In view of this, examining the sources of local information and testing its direct effects on local investments would improve the earlier evidence on local bias and could enhance informational efficiency in financial markets. Some remote investors may not be aware that local investors already have obtained the information from local media and traded on the news. In this case the news might be stale, which may induce remote investors to behave differently, perhaps show some biases such as trading more aggressively, or simply reacting later, unaware that the news is delayed information. This may lead to temporary movements in stock prices (see Tetlock, 2007 and 2011).

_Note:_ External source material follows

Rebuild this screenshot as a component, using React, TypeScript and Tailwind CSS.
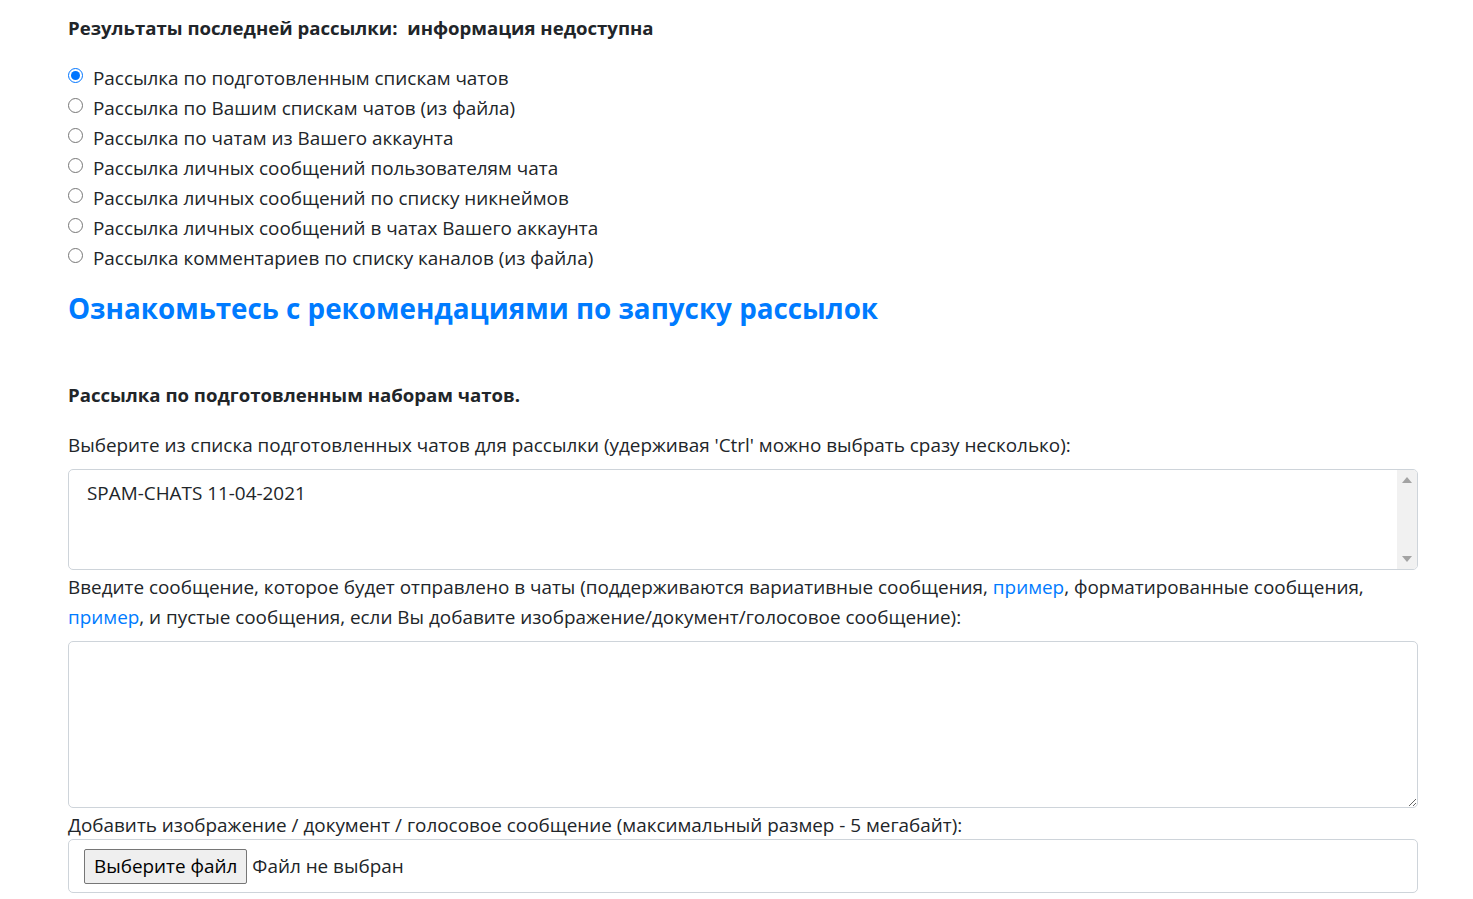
import { useState } from 'react';

const modes = [
  'Рассылка по подготовленным спискам чатов',
  'Рассылка по Вашим спискам чатов (из файла)',
  'Рассылка по чатам из Вашего аккаунта',
  'Рассылка личных сообщений пользователям чата',
  'Рассылка личных сообщений по списку никнеймов',
  'Рассылка личных сообщений в чатах Вашего аккаунта',
  'Рассылка комментариев по списку каналов (из файла)',
];

export default function App() {
  const [mode, setMode] = useState(0);
  const [message, setMessage] = useState('');

  return (
    <div className="min-h-screen bg-white text-[#212529] font-['Open_Sans',sans-serif] text-[18.9px] leading-[30px]">
      <div className="pl-[68px] pr-[55px] pt-[13px]">
        <div className="font-bold text-[18.6px]">Результаты последней рассылки:{'\u00a0 '}информация недоступна</div>

        <div className="mt-[20px]">
          {modes.map((m, i) => (
            <label key={i} className="flex items-center h-[30px] cursor-pointer">
              <input type="radio" name="mode" checked={mode === i} onChange={() => setMode(i)} className="w-[15px] h-[15px] m-0 mb-[5px] accent-[#0075ff]" />
              <span className="ml-[10px]">{m}</span>
            </label>
          ))}
        </div>

        <h4 className="mt-[17px] text-[27.8px] leading-[36px] font-bold text-[#007bff]">Ознакомьтесь с рекомендациями по запуску рассылок</h4>

        <div className="mt-[54px] font-bold text-[18.6px]">Рассылка по подготовленным наборам чатов.</div>

        <div className="mt-[20px]">Выберите из списка подготовленных чатов для рассылки (удерживая 'Ctrl' можно выбрать сразу несколько):</div>

        <div className="mt-[9px] flex h-[101px] border border-[#ced4da] rounded-[5px] overflow-hidden">
          <div className="flex-1 pl-[18px] pt-[8px]">SPAM-CHATS 11-04-2021</div>
          <div className="w-[20px] bg-[#f1f1f1] flex flex-col items-center justify-between py-[7px]">
            <svg width="10" height="6" viewBox="0 0 10 6"><path d="M0 6 L5 0 L10 6 Z" fill="#a3a3a3" /></svg>
            <svg width="10" height="6" viewBox="0 0 10 6"><path d="M0 0 L5 6 L10 0 Z" fill="#a3a3a3" /></svg>
          </div>
        </div>

        <div className="mt-[2px]">
          Введите сообщение, которое будет отправлено в чаты (поддерживаются вариативные сообщения, <a href="#" className="text-[#007bff]">пример</a>, форматированные сообщения,<br />
          <a href="#" className="text-[#007bff]">пример</a>, и пустые сообщения, если Вы добавите изображение/документ/голосовое сообщение):
        </div>

        <textarea value={message} onChange={(e) => setMessage(e.target.value)} className="mt-[9px] block w-full h-[167px] border border-[#ced4da] rounded-[5px] px-[18px] py-[8px] outline-none" />

        <div className="mt-[2px] mb-[-1px]">Добавить изображение / документ / голосовое сообщение (максимальный размер - 5 мегабайт):</div>

        <div className="h-[54px] border border-[#ced4da] rounded-[5px] flex items-center pl-[15px]">
          <button className="h-[35px] px-[9px] border border-[#767676] rounded-[2px] bg-[#efefef] text-black">Выберите файл</button>
          <span className="ml-[5px]">Файл не выбран</span>
        </div>
      </div>
    </div>
  );
}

The empirical evidence on such media slant on stock returns (see Groseclose and Milyo, 2005; Gurun and Butler 2012) is mixed. Cutler, Poterba, and Summers (1989) and Hirshleifer, Myers, Myers, and Teoh (2008) show no relationship between earnings announcements and stock returns. The post earnings announcement drift does not seem to be related to the trades of individual investors. In contrast, recent evidence shows a strong relationship between news coverage and stock returns. Engelberg and Parssons (2011) find a significant relationship between individual trading in local markets and local newspaper coverage of earnings announcements. Trading volume and return volatility seem to increase with communication activity measured by messages in internet chat rooms (see Antweiler and Frank, 2004). Although it is unrelated to the returns, the information content of the ambient noise level in the Treasury Bond futures trading pit seems to influence trading volume, volatility, and depth (Coval and Shumway 2001).

Local Media, Local Trading Activity, Local Stock Returns

We add to the knowledge in these previous studies by providing new evidence regarding whether or not the local news about local businesses induces, amplifies, or reflects investors’ information advantage, local trading activity, and local stock performance. We measure local trading activity by the buy-sell imbalance (BSI), which indicates the net trade and thus changes in the individuals’ position (see Hong and Kumar 2002; Zhu, 2002). We measure the performance of the local trades by the Sharpe ratios. Unlike previous studies, which cover mostly local newspapers, our media data contains a richer information set as it covers both newspapers and webpage news provided by local, national, and foreign media sources. This distinction is important as webpage news have become significant information channels with the development of the Internet.

To our knowledge none of the above mentioned studies examine the media sources besides the printed national press. One exception is Antweiler and Frank (2004), however, the study does not particularly examine the relation between local media and local trading activity. We extend this literature by providing new evidence whether local media provided in sources other than the printed press has substantial influence on local trading activity and local trading profitability.

The main contribution of our study is the use of a more extensive database on media to test the local information hypothesis. Our media data allows us to separate news as i) printed press and webpage news, and as ii) local, national, and foreign news. We are also able to identify the region in which the media firm is headquartered, which allows us to identify whether or not a local media provides information about a local firm. It is possible that remote investors may read local webpage news about a firm in the region. However, our data shows that there are many small local webpage sources that remote investors may not be aware of at all. In particular, examining the extent to which remote investors pay attention to the local news will enrich our understanding of the relation between local information hypothesis and local investments. In this paper we also aim at separating the informed local trades from uninformed local trades. This separation would assist us in examining whether the observed results are based on superior information or familiarity to the firms.